Sunday, 20 January 2013

Thousands call for election boycott in Jordan


Thousands of Jordanians have been demonstrating across the country demanding the government suspend next week's parliamentary elections.

Friday's peaceful demonstration in the capital, Amman, drew nearly 2,000 people, including youth activists and Muslim Brotherhood members, united in the election boycott and in demands that King Abdullah II cede some of his powers.

The Muslim Brotherhood, Jordan's largest opposition group, has renewed calls for King Abdullah to transfer his authority to appoint governments to the "people", meaning an elected parliament.

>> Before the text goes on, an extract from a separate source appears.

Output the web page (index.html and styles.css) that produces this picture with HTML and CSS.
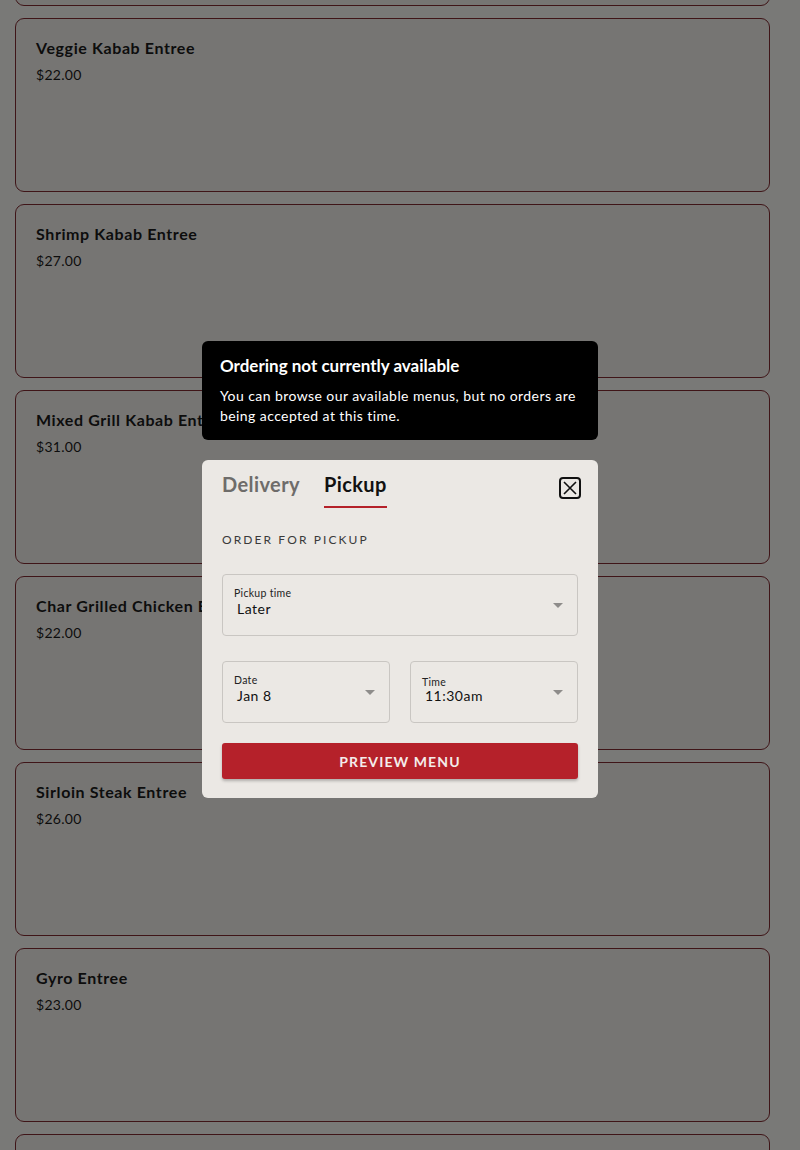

More than 1,500 candidates, including 213 women, have been registered for the January 23 election for 150 seats in the lower house of parliament, which the opposition groups have boycotted over a lack of reform.

"We reject cosmetic elections and schemes against our demands for reform," read a banner at the rally, organised by the Islamic Action Front, the political arm of the Muslim Brotherhood.

The protesters chanted: "The people want to reform the regime," and "listen Abdullah, the people demand freedom."


"The rule of the people is coming. Demonstrate and demand reform. The people will continue to demand regime reforms until the regime realises that there is no room for procrastination," Hammam Said, leader of the Muslim Brotherhood, told the demonstrators.

He also gave a sermon condemning the elections, saying they were merely giving the impression of democracy.

"The elections that are taking place in the next few days, are only taking place so that others may say: democracy does exist in Jordan," Said said.

The Brotherhood has said it will boycott the election in protest at constituency boundaries it says are unfair, and at the failure to move towards a constitutional monarchy with an elected prime minister, rather than one named by the king.

Country-wide protests

Meanwhile, hundreds of activists held anti-government protests in the southern cities of Karak and Maan, urging citizens to boycott the polls.

The demonstration comes just five days before elections that will for the first time see a prime minister emerge from among the winning candidates, rather than by appointment by the king.

The elections will be Jordan's first since the Arab Spring uprisings started in late 2010.

Activists claim the polls are already marred by voter fraud and "vote buying", with candidates allegedly offering as much as 1,200 dollars for a single vote.

The authorities have pledged to crack down on the practice.

The independent electoral commission referred two candidates and 15 citizens to the courts earlier in the month for suspected voting fraud.

Pro-democracy activists have called for constitutional reform that would transfer the monarch's authority, to appoint and dismiss governments, to parliament.

Some 2.2 million of 3 million eligible voters have registered for the polls. Additionally there are 15 quota seats reserved for women, and 27 seats reserved for the national electoral lists.

Ruling out any changes to the constitution, the king announced on Wednesday that the incoming parliament will form the next government.